Le travail de Jean-Philippe Warren a le mérite de démontrer toute la complexité de l’industrie du taxi. Toutefois, plusieurs limites peuvent être évoquées. Tout d’abord, pour l’historien que nous sommes, l’explicitation des ruptures choisies aurait été la bienvenue – ici, elles semblent quelque peu aléatoires et très souvent constituent plus des tuilages de périodes que de réelles ruptures. Ensuite, la présence de cartes de Montréal – une seule représentant les agglomérations de taxi de l’île de Montréal (p. 237) – précisant les lieux d’attente stratégiques aurait été éclairante pour appréhender les batailles économiques entre chauffeurs de taxi – aéroport de Dorval, gares routière et ferroviaire notamment. Puis, d’un point de vue historiographique, la lecture de l’ouvrage de Mathieu Flonneau (2008), qui explicite la notion d’automobilisme, aurait apporté davantage d’unité à son travail. L’automobilisme se comprend comme une approche systémique des mondes des véhicules à moteur – mondes matériels et immatériels – et de leurs pratiques. À ce titre, rapprocher l’analyse du taxi de celle du camion aurait été pertinent. La thèse et l’ouvrage de Serge Bouchard (2021) auraient pu aider à mieux lier les mondes automobiles présents au Québec afin d’en montrer la singularité respective. Plus largement, les recours aux ouvrages des historiens des mobilités, tel Gijs Mom (2014 ; 2020), auraient été pertinents pour mieux appréhender les enjeux de complémentarité et de concurrence avec les autres modes de transport, tels que l’automobile individuelle et les transports en commun (autobus, métro). Si l’on lit quelques lignes sur la concurrence entre cheval et taxi au début de l’ouvrage et en fin d’ouvrage avec l’autobus, l’auteur ne fait aucune mention de l’essor des autobus durant les années 1920 et du métro de Montréal à la fin des années 1960 (Gilbert, 2014).
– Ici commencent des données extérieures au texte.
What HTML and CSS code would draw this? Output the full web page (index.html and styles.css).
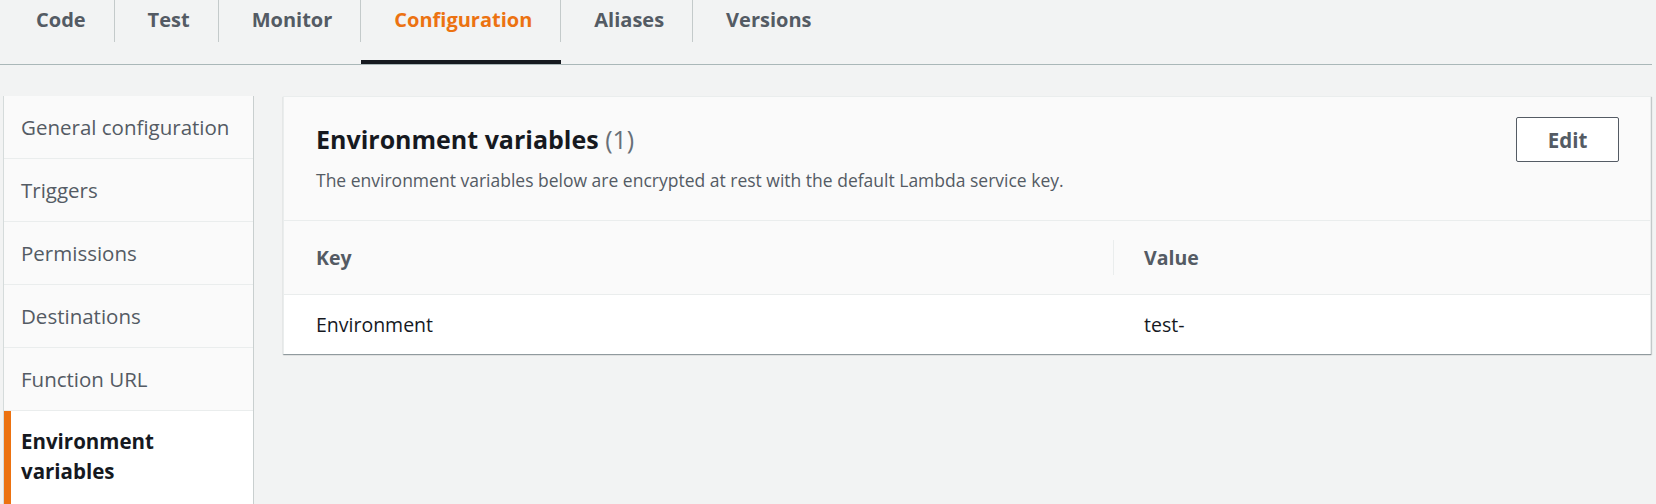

Enfin, si l’auteur compare ponctuellement Montréal à Toronto et à quelques villes étatsuniennes, il aurait été bienvenu, notamment en conclusion, d’élargir aux études occidentales, par exemple avec le cas de Paris (Lasne, 2007 ; Darbéra, 2009), et mondiales – avec le Maroc (Julien Le Tellier, 2005) notamment. On aurait pu évaluer plus finement la spécificité des taxis montréalais à l’échelle du monde.